THE REQUEST | Write out all of the entries that follow, word for word, but skip the pictures.
[START]
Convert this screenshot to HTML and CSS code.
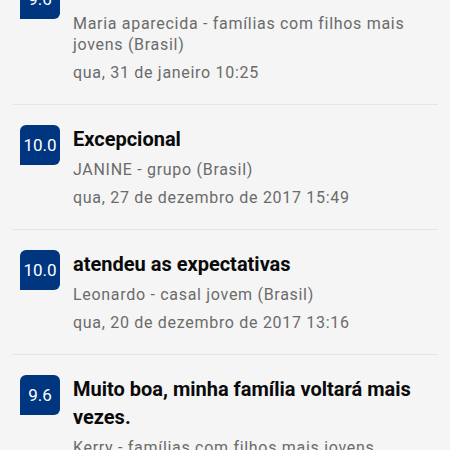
FILE: index.html
```html
<!DOCTYPE html>
<html>
  <head>
    <meta charset='utf-8' />
    <title>Avaliações</title>
    <link rel="stylesheet" href="styles.css">
  </head>
  <body>
    <main id='reviews'>
      <div class='review'>
        <div class='score'>9.6</div>
        <div class='body'>
          <div class='title'>Excelente</div>
          <div class='author'>Maria aparecida - famílias com filhos mais jovens (Brasil)</div>
          <div class='date'>qua, 31 de janeiro 10:25</div>
        </div>
      </div>
      <div class='review'>
        <div class='score'>10.0</div>
        <div class='body'>
          <div class='title'>Excepcional</div>
          <div class='author'>JANINE - grupo (Brasil)</div>
          <div class='date'>qua, 27 de dezembro de 2017 15:49</div>
        </div>
      </div>
      <div class='review'>
        <div class='score'>10.0</div>
        <div class='body'>
          <div class='title'>atendeu as expectativas</div>
          <div class='author'>Leonardo - casal jovem (Brasil)</div>
          <div class='date'>qua, 20 de dezembro de 2017 13:16</div>
        </div>
      </div>
      <div class='review'>
        <div class='score'>9.6</div>
        <div class='body'>
          <div class='title'>Muito boa, minha família voltará mais vezes.</div>
          <div class='author'>Kerry - famílias com filhos mais jovens (Brasil)</div>
          <div class='date'>ter, 12 de dezembro de 2017 09:02</div>
        </div>
      </div>
    </main>
  </body>
</html>
```

FILE: styles.css
```css
* {
  box-sizing: border-box;
}
body, html {
  margin: 0;
  padding: 0;
  width: 100vw;
  height: 100vh;
  overflow: hidden;
}
body {
  background: #f5f5f5;
  font-family: Roboto, "Liberation Sans", sans-serif;
}
#reviews {
  margin-top: -41px;
}
.review {
  display: flex;
  align-items: flex-start;
  gap: 13px;
  margin: 0 12px;
  padding: 20px 18px 21px 8px;
  border-bottom: 1px solid #e6e6e6;
}
.score {
  flex: none;
  width: 40px;
  height: 40px;
  display: flex;
  align-items: center;
  justify-content: center;
  background: #003580;
  color: #fff;
  font-size: 17px;
  border-radius: 6px 6px 6px 0;
}
.body {
  flex: 1;
}
.title {
  font-size: 20px;
  font-weight: bold;
  line-height: 28px;
  color: #0a0a0a;
}
.author, .date {
  font-size: 16px;
  line-height: 21px;
  letter-spacing: 0.7px;
  color: #6b6b6b;
}
.author {
  margin-top: 6px;
}
.date {
  margin-top: 7px;
}
```
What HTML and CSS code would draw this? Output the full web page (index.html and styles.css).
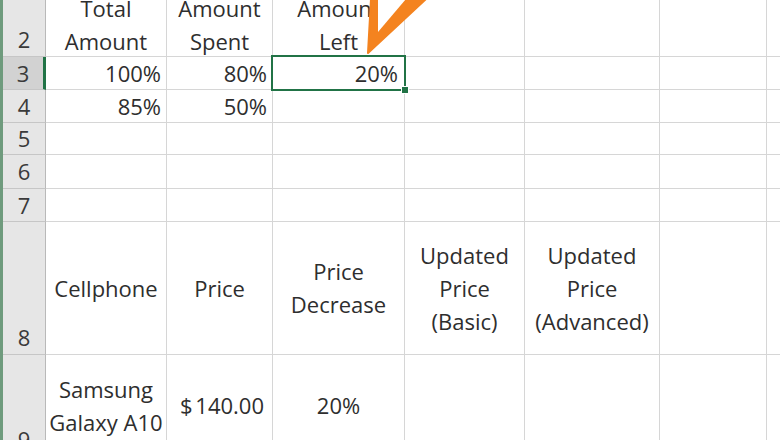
FILE: index.html
```html
<!DOCTYPE html>
<html>
<head>
<meta charset="utf-8">
<link rel="stylesheet" href="styles.css">
</head>
<body>
<div class="sheet">
  <div class="grid">
    <div class="rh bottom">2</div>
    <div class="c">Total<br>Amount</div>
    <div class="c">Amount<br>Spent</div>
    <div class="c">Amount<br>Left</div>
    <div class="c"></div><div class="c"></div><div class="c"></div><div class="c last"></div>

    <div class="rh sel">3</div>
    <div class="c num">100%</div>
    <div class="c num">80%</div>
    <div class="c num active">20%</div>
    <div class="c"></div><div class="c"></div><div class="c"></div><div class="c last"></div>

    <div class="rh">4</div>
    <div class="c num">85%</div>
    <div class="c num">50%</div>
    <div class="c"></div>
    <div class="c"></div><div class="c"></div><div class="c"></div><div class="c last"></div>

    <div class="rh">5</div>
    <div class="c"></div><div class="c"></div><div class="c"></div>
    <div class="c"></div><div class="c"></div><div class="c"></div><div class="c last"></div>

    <div class="rh">6</div>
    <div class="c"></div><div class="c"></div><div class="c"></div>
    <div class="c"></div><div class="c"></div><div class="c"></div><div class="c last"></div>

    <div class="rh">7</div>
    <div class="c"></div><div class="c"></div><div class="c"></div>
    <div class="c"></div><div class="c"></div><div class="c"></div><div class="c last"></div>

    <div class="rh bottom">8</div>
    <div class="c">Cellphone</div>
    <div class="c">Price</div>
    <div class="c">Price<br>Decrease</div>
    <div class="c">Updated<br>Price<br>(Basic)</div>
    <div class="c">Updated<br>Price<br>(Advanced)</div>
    <div class="c"></div><div class="c last"></div>

    <div class="rh bottom">9</div>
    <div class="c">Samsung<br>Galaxy A10</div>
    <div class="c acct"><span>$</span><span>140.00</span></div>
    <div class="c">20%</div>
    <div class="c"></div><div class="c"></div><div class="c"></div><div class="c last"></div>
  </div>
  <svg class="arrow" width="80" height="60" viewBox="0 0 80 60">
    <polygon points="8,53 11,-1 66,-1" fill="#f4831f" stroke="#f4831f" stroke-width="2" stroke-linejoin="round"/>
    <polygon points="18,32 18,-1 46,-1" fill="#ffffff"/>
  </svg>
</div>
</body>
</html>
```
FILE: styles.css
```css
html, body {
  margin: 0;
  padding: 0;
  background: #ffffff;
  overflow: hidden;
}

.sheet {
  position: relative;
  width: 780px;
  height: 440px;
  overflow: hidden;
  border-left: 3px solid #6f9b7d;
  box-sizing: border-box;
  font-family: "Open Sans", "Liberation Sans", sans-serif;
  font-size: 22px;
  color: #2e2e2e;
}

.grid {
  display: grid;
  grid-template-columns: 43px 121px 106px 132px 120px 135px 107px 1fr;
  grid-template-rows: 63px 33px 33px 32px 34px 33px 133px 102px;
  margin-top: -6px;
}

.c, .rh {
  box-sizing: border-box;
  border-right: 1px solid #d6d6d6;
  border-bottom: 1px solid #d6d6d6;
  display: flex;
  align-items: center;
  justify-content: center;
  text-align: center;
  line-height: 33px;
  white-space: nowrap;
}

.c.last {
  border-right: none;
}

.rh {
  background: #e6e6e6;
  border-right: 1px solid #b9b9b9;
  border-bottom: 1px solid #c6c6c6;
  color: #3a3a3a;
}

.rh.bottom {
  align-items: flex-end;
  padding-bottom: 0;
}

.rh.sel {
  background: #d2d2d2;
  border-right: 3px solid #217346;
}

.c.num {
  justify-content: flex-end;
  padding-right: 5px;
}

.c.active {
  position: relative;
  padding-right: 6px;
}

.c.active::after {
  content: "";
  position: absolute;
  left: -2px;
  top: -2px;
  right: -2px;
  bottom: -2px;
  border: 2px solid #217346;
}

.c.active::before {
  content: "";
  position: absolute;
  right: -5px;
  bottom: -5px;
  width: 6px;
  height: 6px;
  background: #217346;
  border: 1px solid #ffffff;
  z-index: 2;
}

.c.acct {
  justify-content: space-between;
  padding: 0 8px 0 13px;
}

.arrow {
  position: absolute;
  left: 357px;
  top: 0;
}
```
[END]
SOLUTION TO THE PROBLEM |
Convert this screenshot to HTML and CSS code.
FILE: index.html
```html
<!DOCTYPE html>
<html>
  <head>
    <meta charset='utf-8' />
    <title>Avaliações</title>
    <link rel="stylesheet" href="styles.css">
  </head>
  <body>
    <main id='reviews'>
      <div class='review'>
        <div class='score'>9.6</div>
        <div class='body'>
          <div class='title'>Excelente</div>
          <div class='author'>Maria aparecida - famílias com filhos mais jovens (Brasil)</div>
          <div class='date'>qua, 31 de janeiro 10:25</div>
        </div>
      </div>
      <div class='review'>
        <div class='score'>10.0</div>
        <div class='body'>
          <div class='title'>Excepcional</div>
          <div class='author'>JANINE - grupo (Brasil)</div>
          <div class='date'>qua, 27 de dezembro de 2017 15:49</div>
        </div>
      </div>
      <div class='review'>
        <div class='score'>10.0</div>
        <div class='body'>
          <div class='title'>atendeu as expectativas</div>
          <div class='author'>Leonardo - casal jovem (Brasil)</div>
          <div class='date'>qua, 20 de dezembro de 2017 13:16</div>
        </div>
      </div>
      <div class='review'>
        <div class='score'>9.6</div>
        <div class='body'>
          <div class='title'>Muito boa, minha família voltará mais vezes.</div>
          <div class='author'>Kerry - famílias com filhos mais jovens (Brasil)</div>
          <div class='date'>ter, 12 de dezembro de 2017 09:02</div>
        </div>
      </div>
    </main>
  </body>
</html>
```

FILE: styles.css
```css
* {
  box-sizing: border-box;
}
body, html {
  margin: 0;
  padding: 0;
  width: 100vw;
  height: 100vh;
  overflow: hidden;
}
body {
  background: #f5f5f5;
  font-family: Roboto, "Liberation Sans", sans-serif;
}
#reviews {
  margin-top: -41px;
}
.review {
  display: flex;
  align-items: flex-start;
  gap: 13px;
  margin: 0 12px;
  padding: 20px 18px 21px 8px;
  border-bottom: 1px solid #e6e6e6;
}
.score {
  flex: none;
  width: 40px;
  height: 40px;
  display: flex;
  align-items: center;
  justify-content: center;
  background: #003580;
  color: #fff;
  font-size: 17px;
  border-radius: 6px 6px 6px 0;
}
.body {
  flex: 1;
}
.title {
  font-size: 20px;
  font-weight: bold;
  line-height: 28px;
  color: #0a0a0a;
}
.author, .date {
  font-size: 16px;
  line-height: 21px;
  letter-spacing: 0.7px;
  color: #6b6b6b;
}
.author {
  margin-top: 6px;
}
.date {
  margin-top: 7px;
}
```
What HTML and CSS code would draw this? Output the full web page (index.html and styles.css).
FILE: index.html
```html
<!DOCTYPE html>
<html>
<head>
<meta charset="utf-8">
<link rel="stylesheet" href="styles.css">
</head>
<body>
<div class="sheet">
  <div class="grid">
    <div class="rh bottom">2</div>
    <div class="c">Total<br>Amount</div>
    <div class="c">Amount<br>Spent</div>
    <div class="c">Amount<br>Left</div>
    <div class="c"></div><div class="c"></div><div class="c"></div><div class="c last"></div>

    <div class="rh sel">3</div>
    <div class="c num">100%</div>
    <div class="c num">80%</div>
    <div class="c num active">20%</div>
    <div class="c"></div><div class="c"></div><div class="c"></div><div class="c last"></div>

    <div class="rh">4</div>
    <div class="c num">85%</div>
    <div class="c num">50%</div>
    <div class="c"></div>
    <div class="c"></div><div class="c"></div><div class="c"></div><div class="c last"></div>

    <div class="rh">5</div>
    <div class="c"></div><div class="c"></div><div class="c"></div>
    <div class="c"></div><div class="c"></div><div class="c"></div><div class="c last"></div>

    <div class="rh">6</div>
    <div class="c"></div><div class="c"></div><div class="c"></div>
    <div class="c"></div><div class="c"></div><div class="c"></div><div class="c last"></div>

    <div class="rh">7</div>
    <div class="c"></div><div class="c"></div><div class="c"></div>
    <div class="c"></div><div class="c"></div><div class="c"></div><div class="c last"></div>

    <div class="rh bottom">8</div>
    <div class="c">Cellphone</div>
    <div class="c">Price</div>
    <div class="c">Price<br>Decrease</div>
    <div class="c">Updated<br>Price<br>(Basic)</div>
    <div class="c">Updated<br>Price<br>(Advanced)</div>
    <div class="c"></div><div class="c last"></div>

    <div class="rh bottom">9</div>
    <div class="c">Samsung<br>Galaxy A10</div>
    <div class="c acct"><span>$</span><span>140.00</span></div>
    <div class="c">20%</div>
    <div class="c"></div><div class="c"></div><div class="c"></div><div class="c last"></div>
  </div>
  <svg class="arrow" width="80" height="60" viewBox="0 0 80 60">
    <polygon points="8,53 11,-1 66,-1" fill="#f4831f" stroke="#f4831f" stroke-width="2" stroke-linejoin="round"/>
    <polygon points="18,32 18,-1 46,-1" fill="#ffffff"/>
  </svg>
</div>
</body>
</html>
```
FILE: styles.css
```css
html, body {
  margin: 0;
  padding: 0;
  background: #ffffff;
  overflow: hidden;
}

.sheet {
  position: relative;
  width: 780px;
  height: 440px;
  overflow: hidden;
  border-left: 3px solid #6f9b7d;
  box-sizing: border-box;
  font-family: "Open Sans", "Liberation Sans", sans-serif;
  font-size: 22px;
  color: #2e2e2e;
}

.grid {
  display: grid;
  grid-template-columns: 43px 121px 106px 132px 120px 135px 107px 1fr;
  grid-template-rows: 63px 33px 33px 32px 34px 33px 133px 102px;
  margin-top: -6px;
}

.c, .rh {
  box-sizing: border-box;
  border-right: 1px solid #d6d6d6;
  border-bottom: 1px solid #d6d6d6;
  display: flex;
  align-items: center;
  justify-content: center;
  text-align: center;
  line-height: 33px;
  white-space: nowrap;
}

.c.last {
  border-right: none;
}

.rh {
  background: #e6e6e6;
  border-right: 1px solid #b9b9b9;
  border-bottom: 1px solid #c6c6c6;
  color: #3a3a3a;
}

.rh.bottom {
  align-items: flex-end;
  padding-bottom: 0;
}

.rh.sel {
  background: #d2d2d2;
  border-right: 3px solid #217346;
}

.c.num {
  justify-content: flex-end;
  padding-right: 5px;
}

.c.active {
  position: relative;
  padding-right: 6px;
}

.c.active::after {
  content: "";
  position: absolute;
  left: -2px;
  top: -2px;
  right: -2px;
  bottom: -2px;
  border: 2px solid #217346;
}

.c.active::before {
  content: "";
  position: absolute;
  right: -5px;
  bottom: -5px;
  width: 6px;
  height: 6px;
  background: #217346;
  border: 1px solid #ffffff;
  z-index: 2;
}

.c.acct {
  justify-content: space-between;
  padding: 0 8px 0 13px;
}

.arrow {
  position: absolute;
  left: 357px;
  top: 0;
}
```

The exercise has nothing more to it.